Jon Udell’s latest Interviews with Innovators podcast features Randall Julian of Indigo BioSystems. I found this episode particularly interesting because it deals with issues I have some experience with.
The problems in managing biological data begin with how to store the raw experiment data. As Julian says
… without buying into all the hype around semantic web and so on, you would argue that a flexible schema makes more sense in a knowledge gathering or knowledge generation context than a fixed schema does.
So you need something less rigid than a relational database and something with more structure than a set of Excel spreadsheets. That’s not easy, and I don’t know whether anyone has come up with an optimal solution yet. Julian said that he has seen many attempts to put vast amounts of biological data into a rigid relational database schema but hasn’t seen this approach succeed yet. My experience has been similar.
Representing raw experimental data isn’t enough. In fact, that’s the easy part. As Jon Udell comments during the interview
It’s easy to represent data. It’s hard to represent the experiment.

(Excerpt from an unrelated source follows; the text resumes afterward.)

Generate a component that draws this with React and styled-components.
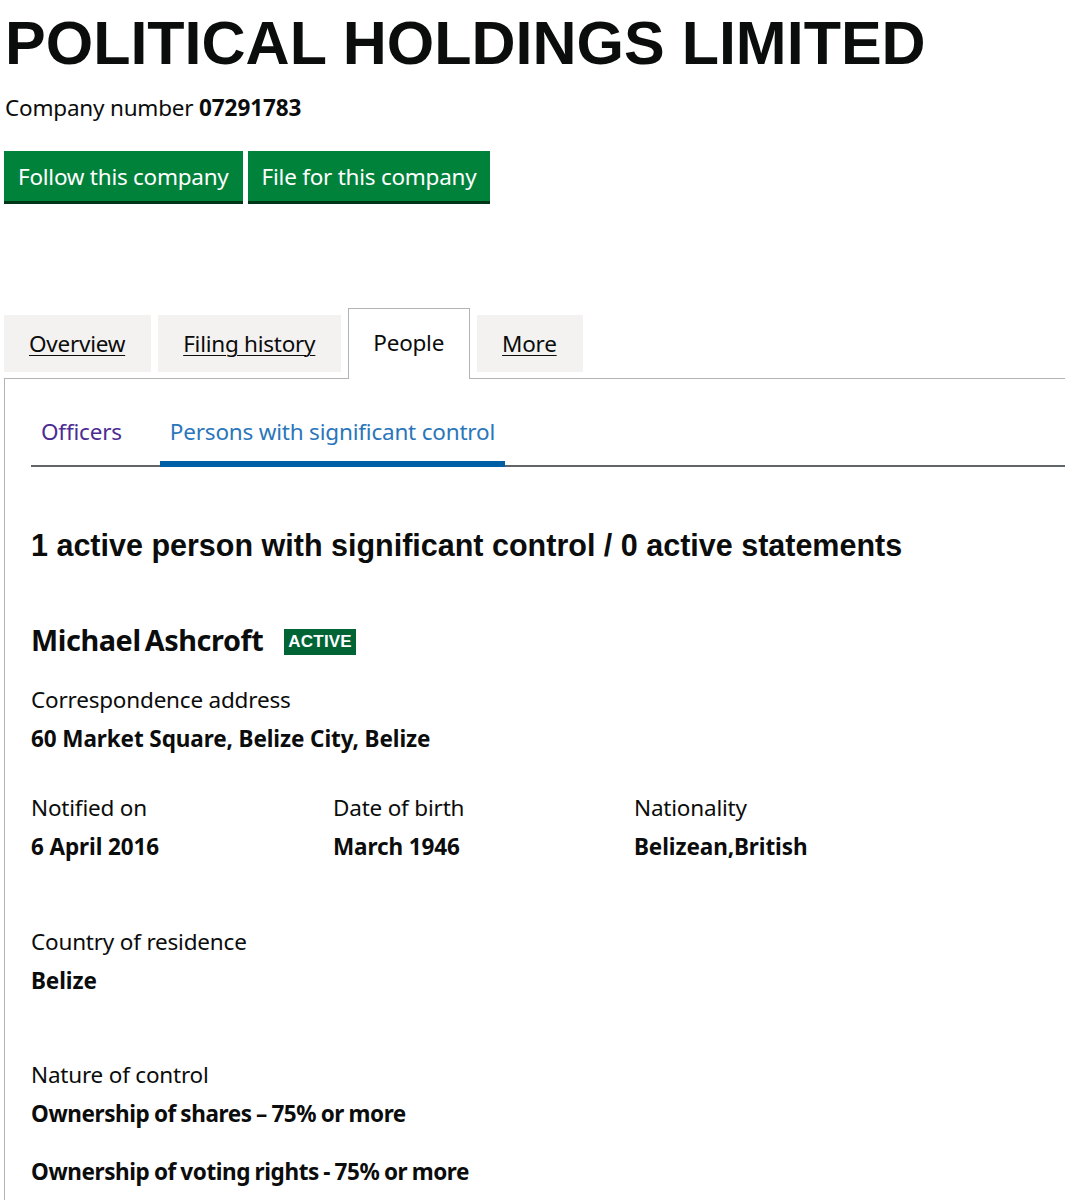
import React from "react";
import styled, { createGlobalStyle } from "styled-components";

const GlobalStyle = createGlobalStyle`
  body {
    margin: 0;
    background: #ffffff;
    color: #0b0c0c;
    font-family: "Noto Sans", "Liberation Sans", sans-serif;
    overflow-x: hidden;
  }
`;

const Page = styled.div`
  padding: 10px 0 0 4px;
  width: 1100px;
`;

const Title = styled.h1`
  margin: 0 0 0 1px;
  font-family: "Liberation Sans", Arial, sans-serif;
  font-weight: 700;
  font-size: 61px;
  line-height: 67px;
`;

const CompanyNumber = styled.p`
  margin: 16px 0 0 1px;
  font-size: 22.5px;
  line-height: 30px;
  letter-spacing: -0.2px;

  strong {
    font-weight: 700;
    letter-spacing: -0.1px;
  }
`;

const Actions = styled.div`
  display: flex;
  gap: 5px;
  margin-top: 28px;
`;

const GreenButton = styled.button`
  height: 50px;
  padding: 0 14px;
  border: none;
  border-radius: 0;
  background: #00823b;
  box-shadow: 0 3px 0 #003618;
  color: #ffffff;
  font-family: "Noto Sans", "Liberation Sans", sans-serif;
  font-size: 22.5px;
  letter-spacing: -0.25px;
  cursor: pointer;
`;

const TabList = styled.ul`
  display: flex;
  align-items: flex-start;
  gap: 7px;
  margin: 107px 0 0;
  padding: 0;
  list-style: none;
`;

const Tab = styled.li`
  display: flex;
  align-items: center;
  box-sizing: border-box;
  height: ${(p) => (p.$active ? "71px" : "57px")};
  margin-top: ${(p) => (p.$active ? "0" : "7px")};
  margin-bottom: ${(p) => (p.$active ? "-1px" : "0")};
  padding: ${(p) => (p.$active ? "0 25px 3px 24px" : "0 26px 0 25px")};
  background: ${(p) => (p.$active ? "#ffffff" : "#f3f2f1")};
  border: ${(p) => (p.$active ? "1px solid #b1b4b6" : "none")};
  border-bottom: none;
  position: relative;
  z-index: 1;
  font-size: 22.5px;
  letter-spacing: -0.25px;

  a {
    color: #0b0c0c;
    text-decoration: ${(p) => (p.$active ? "none" : "underline")};
    text-underline-offset: 3px;
    text-decoration-thickness: 1px;
  }
`;

const Panel = styled.section`
  border-top: 1px solid #b1b4b6;
  border-left: 1px solid #b1b4b6;
  padding: 29px 0 40px 26px;
`;

const SubTabs = styled.ul`
  display: flex;
  gap: 28px;
  margin: 0;
  padding: 0;
  list-style: none;
  border-bottom: 2px solid #5f6568;
`;

const SubTab = styled.li`
  margin-bottom: -2px;
  padding: 9px 10px 14px;
  border-bottom: 6px solid ${(p) => (p.$active ? "#005ea5" : "transparent")};
  font-size: 22.5px;
  line-height: 30px;
  letter-spacing: -0.2px;

  a {
    color: ${(p) => (p.$active ? "#2a76ba" : "#4c2c92")};
    text-decoration: none;
  }
`;

const Heading = styled.h2`
  margin: 58px 0 0;
  font-family: "Liberation Sans", Arial, sans-serif;
  font-weight: 700;
  font-size: 30.5px;
  line-height: 40px;
`;

const NameRow = styled.div`
  display: flex;
  align-items: center;
  gap: 21px;
  margin-top: 55px;
`;

const PersonName = styled.h3`
  margin: 0;
  font-size: 28.8px;
  line-height: 40px;
  font-weight: 700;
  letter-spacing: -0.4px;
  word-spacing: -3px;
`;

const Badge = styled.span`
  display: inline-flex;
  align-items: center;
  height: 26px;
  padding: 0 4px;
  margin-top: 4px;
  background: #006435;
  color: #ffffff;
  font-family: "Liberation Sans", Arial, sans-serif;
  font-weight: 700;
  font-size: 17px;
  letter-spacing: 0.2px;
`;

const Field = styled.dl`
  margin: ${(p) => p.$top || "0"} 0 0;
`;

const Label = styled.dt`
  font-size: 22.5px;
  line-height: 30px;
  letter-spacing: -0.2px;
`;

const Value = styled.dd`
  margin: ${(p) => p.$gap || "9px"} 0 0;
  font-size: 22.5px;
  line-height: 30px;
  font-weight: 700;
  letter-spacing: ${(p) => (p.$tight ? "-0.4px" : "-0.1px")};
  word-spacing: ${(p) => (p.$tight ? "-1px" : "0")};
`;

const Columns = styled.div`
  display: grid;
  grid-template-columns: 302px 301px 302px;
  margin-top: 39px;
`;

export default function App() {
  return (
    <>
      <GlobalStyle />
      <Page>
        <Title>POLITICAL HOLDINGS LIMITED</Title>
        <CompanyNumber>
          Company number <strong>07291783</strong>
        </CompanyNumber>
        <Actions>
          <GreenButton>Follow this company</GreenButton>
          <GreenButton>File for this company</GreenButton>
        </Actions>

        <TabList>
          <Tab><a href="#overview">Overview</a></Tab>
          <Tab><a href="#filing">Filing history</a></Tab>
          <Tab $active><a href="#people">People</a></Tab>
          <Tab><a href="#more">More</a></Tab>
        </TabList>

        <Panel>
          <SubTabs>
            <SubTab><a href="#officers">Officers</a></SubTab>
            <SubTab $active><a href="#psc">Persons with significant control</a></SubTab>
          </SubTabs>

          <Heading>1 active person with significant control / 0 active statements</Heading>

          <NameRow>
            <PersonName>Michael Ashcroft</PersonName>
            <Badge>ACTIVE</Badge>
          </NameRow>

          <Field $top="25px">
            <Label>Correspondence address</Label>
            <Value>60 Market Square, Belize City, Belize</Value>
          </Field>

          <Columns>
            <Field>
              <Label>Notified on</Label>
              <Value>6 April 2016</Value>
            </Field>
            <Field>
              <Label>Date of birth</Label>
              <Value>March 1946</Value>
            </Field>
            <Field>
              <Label>Nationality</Label>
              <Value>Belizean,British</Value>
            </Field>
          </Columns>

          <Field $top="65px">
            <Label>Country of residence</Label>
            <Value>Belize</Value>
          </Field>

          <Field $top="64px">
            <Label>Nature of control</Label>
            <Value $tight>Ownership of shares – 75% or more</Value>
            <Value $tight $gap="28px">Ownership of voting rights - 75% or more</Value>
          </Field>
        </Panel>
      </Page>
    </>
  );
}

That is, the data must come with ample context to make sense of the data. Julian comments that without this context, the data may as well be a list of zip codes. And not only must you capture experimental context, you must describe the analysis done to the data. (See, for example, this post about researchers making up their own rules of probability.)

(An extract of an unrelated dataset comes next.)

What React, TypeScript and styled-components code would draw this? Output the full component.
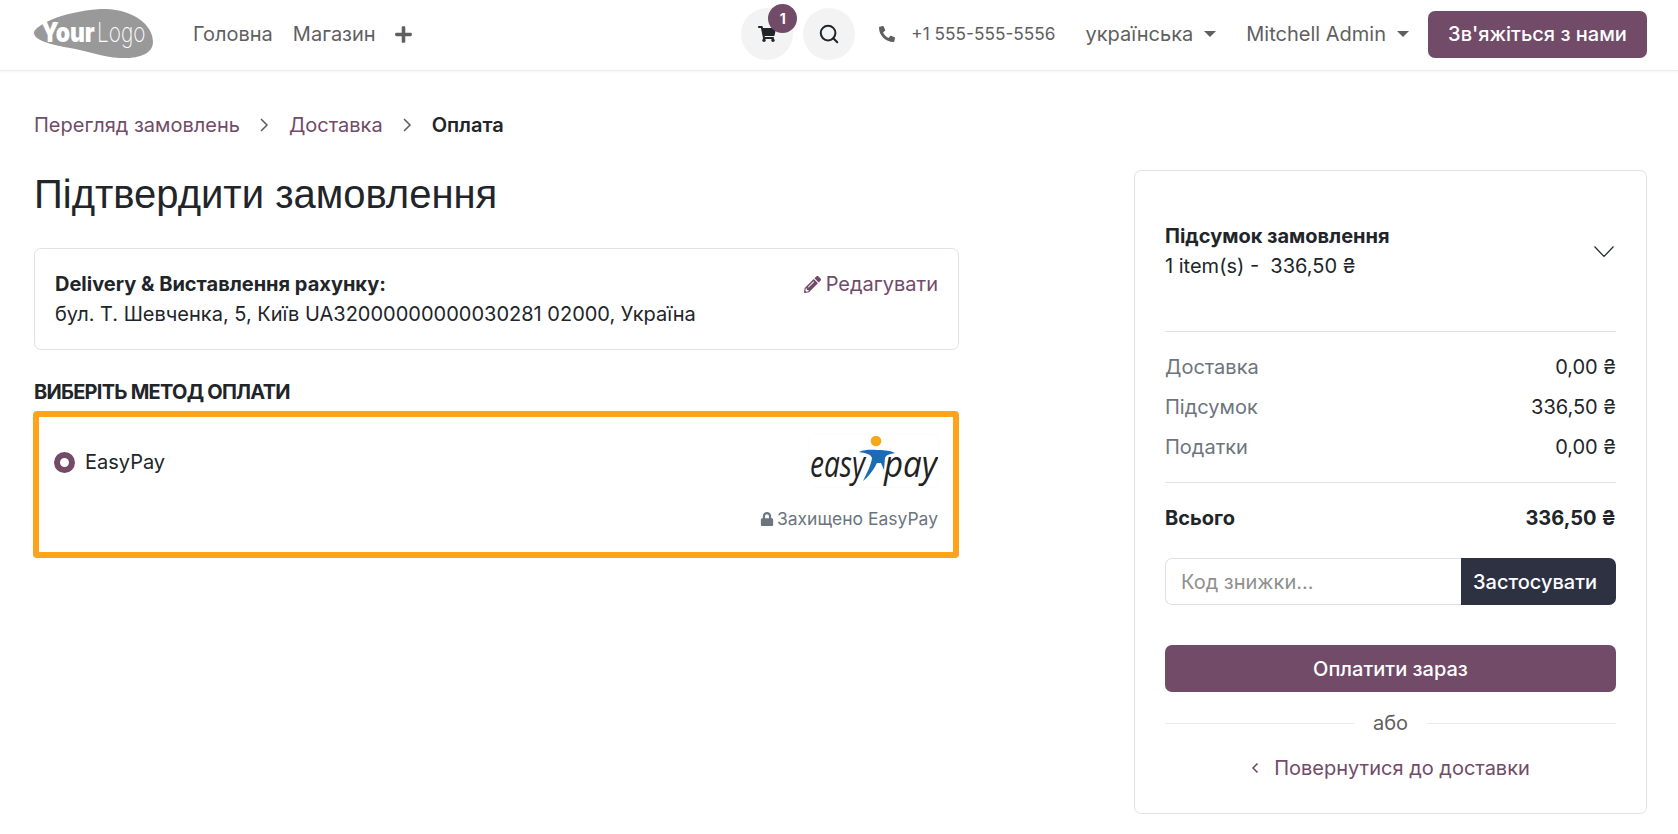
import React from 'react';
import styled, { createGlobalStyle } from 'styled-components';
import { FaShoppingCart, FaPhone, FaPlus, FaPencilAlt, FaLock } from 'react-icons/fa';
import { LuSearch } from 'react-icons/lu';

const plum = '#714b67';
const ink = '#212529';
const line = '#dee2e6';

const GlobalStyle = createGlobalStyle`
  * { box-sizing: border-box; }
  html, body { margin: 0; background: #fff; }
  body {
    font-family: Inter, "Noto Sans", sans-serif;
    font-size: 20px;
    line-height: 30px;
    color: ${ink};
  }
`;

const summaryRows = [
  { label: 'Доставка', value: '0,00 ₴' },
  { label: 'Підсумок', value: '336,50 ₴' },
  { label: 'Податки', value: '0,00 ₴' },
];

const Logo = () => (
  <svg width="120" height="50" viewBox="0 0 120 50">
    <path
      d="M0 23 C3 16 26 3 66 0 C96 -1 119 14 119 33 C119 45 104 50 86 49 C68 48 54 42 36 39 C20 36 -1 32 0 23 Z"
      fill="#999"
    />
    <text transform="translate(7 33) scale(0.85 1)" fontFamily="Inter" fontSize="27" fontWeight="900" fill="#fff">Your</text>
    <text transform="translate(63 33) scale(0.77 1)" fontFamily="Inter" fontSize="27" fontWeight="200" fill="#fff">Logo</text>
  </svg>
);

const EasyPayLogo = () => (
  <LogoTile>
    <svg width="128" height="54" viewBox="0 0 128 54">
      <path
        d="M49 17 C56 14 62 15 67 15 C72 15 79 15 85 18 C80 19 76 20 75 23 L74 35 L71 28 L67 28 C63 36 58 42 53 46 C57 38 61 30 62 23 C61 19 55 18 49 17 Z"
        fill="#1a6db5"
      />
      <circle cx="66" cy="6" r="5.3" fill="#f5a81c" />
      <text transform="translate(0 42) scale(0.78 1)" fontFamily="Open Sans" fontStyle="italic" fontWeight="500" fontSize="36" fill="#222">easy</text>
      <text transform="translate(74 42) scale(0.92 1)" fontFamily="Open Sans" fontStyle="italic" fontWeight="500" fontSize="36" fill="#222">pay</text>
    </svg>
  </LogoTile>
);

export default function App() {
  return (
    <>
      <GlobalStyle />
      <Header>
        <HeaderGroup>
          <LogoLink><Logo /></LogoLink>
          <NavLink>Головна</NavLink>
          <NavLink>Магазин</NavLink>
          <PlusIcon><FaPlus size={19} /></PlusIcon>
        </HeaderGroup>
        <HeaderGroup>
          <RoundButton>
            <FaShoppingCart size={18} />
            <Badge>1</Badge>
          </RoundButton>
          <RoundButton>
            <LuSearch size={22} strokeWidth={2.2} />
          </RoundButton>
          <Phone>
            <FaPhone size={16} style={{ transform: 'scaleX(-1)' }} />
            <PhoneNumber>+1 555-555-5556</PhoneNumber>
          </Phone>
          <Dropdown $gap={30}>українська<Caret /></Dropdown>
          <Dropdown $gap={19}>Mitchell Admin<Caret /></Dropdown>
          <ContactButton>Зв'яжіться з нами</ContactButton>
        </HeaderGroup>
      </Header>

      <Main>
        <LeftColumn>
          <Breadcrumbs>
            <CrumbLink>Перегляд замовлень</CrumbLink>
            <Chevron viewBox="0 0 11 16"><path d="M2 2l6 6-6 6" /></Chevron>
            <CrumbLink>Доставка</CrumbLink>
            <Chevron viewBox="0 0 11 16"><path d="M2 2l6 6-6 6" /></Chevron>
            <CrumbCurrent>Оплата</CrumbCurrent>
          </Breadcrumbs>
          <Title>Підтвердити замовлення</Title>
          <AddressCard>
            <div>
              <strong>Delivery &amp; Виставлення рахунку:</strong>
              <div>бул. Т. Шевченка, 5, Київ UA32000000000030281 02000, Україна</div>
            </div>
            <EditLink><FaPencilAlt size={17} />Редагувати</EditLink>
          </AddressCard>
          <SectionTitle>ВИБЕРІТЬ МЕТОД ОПЛАТИ</SectionTitle>
          <PaymentBox>
            <PaymentTop>
              <PaymentName>
                <Radio />
                EasyPay
              </PaymentName>
              <EasyPayLogo />
            </PaymentTop>
            <Secured><FaLock size={14} />Захищено EasyPay</Secured>
          </PaymentBox>
        </LeftColumn>

        <SummaryCard>
          <SummaryHead>
            <div>
              <strong>Підсумок замовлення</strong>
              <div>1 item(s) -&nbsp; 336,50 ₴</div>
            </div>
            <svg width="22" height="13" viewBox="0 0 22 13" fill="none" stroke={ink} strokeWidth="1.2">
              <path d="M1.5 1.5l9.5 10 9.5-10" />
            </svg>
          </SummaryHead>
          <SummaryRows>
            {summaryRows.map((row) => (
              <Row key={row.label}>
                <RowLabel>{row.label}</RowLabel>
                <span>{row.value}</span>
              </Row>
            ))}
          </SummaryRows>
          <TotalRow>
            <span>Всього</span>
            <span>336,50 ₴</span>
          </TotalRow>
          <PromoForm>
            <PromoInput placeholder="Код знижки..." />
            <PromoButton>Застосувати</PromoButton>
          </PromoForm>
          <PayButton>Оплатити зараз</PayButton>
          <OrDivider>або</OrDivider>
          <BackLink>
            <svg width="9" height="12" viewBox="0 0 9 12" fill="none" stroke={plum} strokeWidth="1.6">
              <path d="M6.5 1.5L2 6l4.5 4.5" />
            </svg>
            Повернутися до доставки
          </BackLink>
        </SummaryCard>
      </Main>
    </>
  );
}

const Header = styled.header`
  height: 71px;
  display: flex;
  align-items: center;
  justify-content: space-between;
  padding: 0 31px 2px 34px;
  border-bottom: 1px solid #ececec;
  box-shadow: 0 1px 2px rgba(0, 0, 0, 0.04);
  color: #5f5f5f;
`;

const HeaderGroup = styled.div`
  display: flex;
  align-items: center;
`;

const LogoLink = styled.a`
  display: flex;
  margin-right: 39px;
`;

const NavLink = styled.a`
  margin-right: 20px;
`;

const PlusIcon = styled.span`
  display: flex;
  margin-left: -2px;
  color: #5f5f5f;
`;

const RoundButton = styled.button`
  position: relative;
  width: 52px;
  height: 52px;
  margin-right: 10px;
  border: 0;
  border-radius: 50%;
  background: #f3f3f3;
  color: ${ink};
  display: flex;
  align-items: center;
  justify-content: center;
  padding: 0;
`;

const Badge = styled.span`
  position: absolute;
  top: -4px;
  right: -4px;
  width: 29px;
  height: 29px;
  border-radius: 50%;
  background: ${plum};
  color: #fff;
  font-family: Inter, sans-serif;
  font-size: 14px;
  font-weight: 700;
  line-height: 29px;
  text-align: center;
`;

const Phone = styled.div`
  display: flex;
  align-items: center;
  margin: 0 30px 0 14px;
`;

const PhoneNumber = styled.span`
  margin-left: 16px;
  font-size: 17.25px;
`;

const Dropdown = styled.a<{ $gap: number }>`
  display: flex;
  align-items: center;
  margin-right: ${(p) => p.$gap}px;
`;

const Caret = styled.span`
  margin-left: 11px;
  border-top: 6px solid #5f5f5f;
  border-left: 6px solid transparent;
  border-right: 6px solid transparent;
`;

const ContactButton = styled.button`
  width: 219px;
  height: 47px;
  border: 0;
  border-radius: 7px;
  background: ${plum};
  color: #fff;
  font: 500 20px Inter, sans-serif;
`;

const Main = styled.main`
  display: grid;
  grid-template-columns: 926px 513px;
  justify-content: space-between;
  padding: 0 31px 0 33px;
`;

const LeftColumn = styled.div`
  padding-top: 39px;
`;

const Breadcrumbs = styled.nav`
  display: flex;
  align-items: center;
  gap: 19px;
  height: 30px;
  padding-left: 1px;
`;

const CrumbLink = styled.a`
  color: ${plum};
`;

const CrumbCurrent = styled.span`
  font-weight: 600;
`;

const Chevron = styled.svg`
  width: 11px;
  height: 16px;
  fill: none;
  stroke: #5c5c5c;
  stroke-width: 1.5;
`;

const Title = styled.h1`
  margin: 30px 0 0 1px;
  font-family: "Liberation Sans", Arial, sans-serif;
  font-size: 40px;
  line-height: 48px;
  font-weight: 400;
`;

const AddressCard = styled.section`
  margin: 30px 0 0 1px;
  height: 102px;
  display: flex;
  justify-content: space-between;
  padding: 20px;
  border: 1px solid ${line};
  border-radius: 7px;

  strong {
    font-weight: 700;
  }
`;

const EditLink = styled.a`
  display: flex;
  align-items: flex-start;
  gap: 5px;
  color: ${plum};

  svg {
    margin-top: 7px;
  }
`;

const SectionTitle = styled.h2`
  margin: 27px 0 0 1px;
  font-size: 20px;
  line-height: 30px;
  font-weight: 700;
  letter-spacing: -0.75px;
`;

const PaymentBox = styled.section`
  margin-top: 4px;
  height: 147px;
  padding: 18px 15px 0 15px;
  border: 6px solid #ffa31a;
  border-radius: 4px;
`;

const PaymentTop = styled.div`
  display: flex;
  justify-content: space-between;
  align-items: center;
`;

const PaymentName = styled.div`
  display: flex;
  align-items: center;
  gap: 10px;
  padding-top: 2px;
`;

const Radio = styled.span`
  width: 21px;
  height: 21px;
  border-radius: 50%;
  border: 6px solid ${plum};
  background: #fff;
`;

const LogoTile = styled.div`
  display: flex;
  width: 128px;
  height: 52px;
  border-radius: 6px;
  box-shadow: 0 0 3px rgba(0, 0, 0, 0.04);
`;

const Secured = styled.div`
  display: flex;
  align-items: center;
  justify-content: flex-end;
  gap: 3px;
  margin-top: 20px;
  font-size: 17.5px;
  line-height: 24px;
  color: #6c757d;
`;

const SummaryCard = styled.aside`
  margin-top: 99px;
  height: 644px;
  padding: 0 30px;
  border: 1px solid ${line};
  border-radius: 7px;
`;

const SummaryHead = styled.div`
  height: 161px;
  display: flex;
  align-items: center;
  justify-content: space-between;
  padding: 0 1px 0 0;
  border-bottom: 1px solid ${line};

  strong {
    font-weight: 700;
  }
`;

const SummaryRows = styled.div`
  display: flex;
  flex-direction: column;
  gap: 10px;
  padding: 20px 0;
  border-bottom: 1px solid ${line};
`;

const Row = styled.div`
  display: flex;
  justify-content: space-between;
`;

const RowLabel = styled.span`
  color: #6c757d;
`;

const TotalRow = styled(Row)`
  margin-top: 20px;
  font-weight: 700;
`;

const PromoForm = styled.form`
  display: flex;
  height: 47px;
  margin-top: 25px;
`;

const PromoInput = styled.input`
  flex: 1;
  min-width: 0;
  padding: 0 15px;
  border: 1px solid ${line};
  border-right: 0;
  border-radius: 7px 0 0 7px;
  font: 20px Inter, sans-serif;
  outline: none;

  &::placeholder {
    color: #8f8f8f;
  }
`;

const PromoButton = styled.button`
  width: 155px;
  padding: 0 0 0 12px;
  text-align: left;
  border: 0;
  border-radius: 0 7px 7px 0;
  background: #2d3142;
  color: #fff;
  font: 500 20px Inter, sans-serif;
`;

const PayButton = styled.button`
  display: block;
  width: 100%;
  height: 47px;
  margin-top: 40px;
  border: 0;
  border-radius: 7px;
  background: ${plum};
  color: #fff;
  font: 500 20px Inter, sans-serif;
`;

const OrDivider = styled.div`
  display: flex;
  align-items: center;
  gap: 19px;
  margin-top: 16px;
  color: #5f5f5f;

  &::before,
  &::after {
    content: '';
    flex: 1;
    border-top: 1px solid #e9ecef;
  }
`;

const BackLink = styled.a`
  display: flex;
  align-items: center;
  justify-content: center;
  gap: 14px;
  margin-top: 15px;
  color: ${plum};
`;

Julian comments on how electronic data management is not nearly as common as someone unfamiliar with medical informatics might expect.
So right now maybe 50% of the clinical trials in the world are done using electronic data capture technology. … that’s the thing that maybe people don’t understand about health care and the life sciences in general is that there is still a huge amount of paper out there.
Part of the reason for so much paper goes back to the belief that one must choose between highly normalized relational data stores and unstructured files. Given a choice between inflexible bureaucracy and chaos, many people choose chaos. It may work about as well, and it’s much cheaper to implement. I’ve seen both extremes. I’ve also been part of a project using a flexible but structured approach that worked quite well.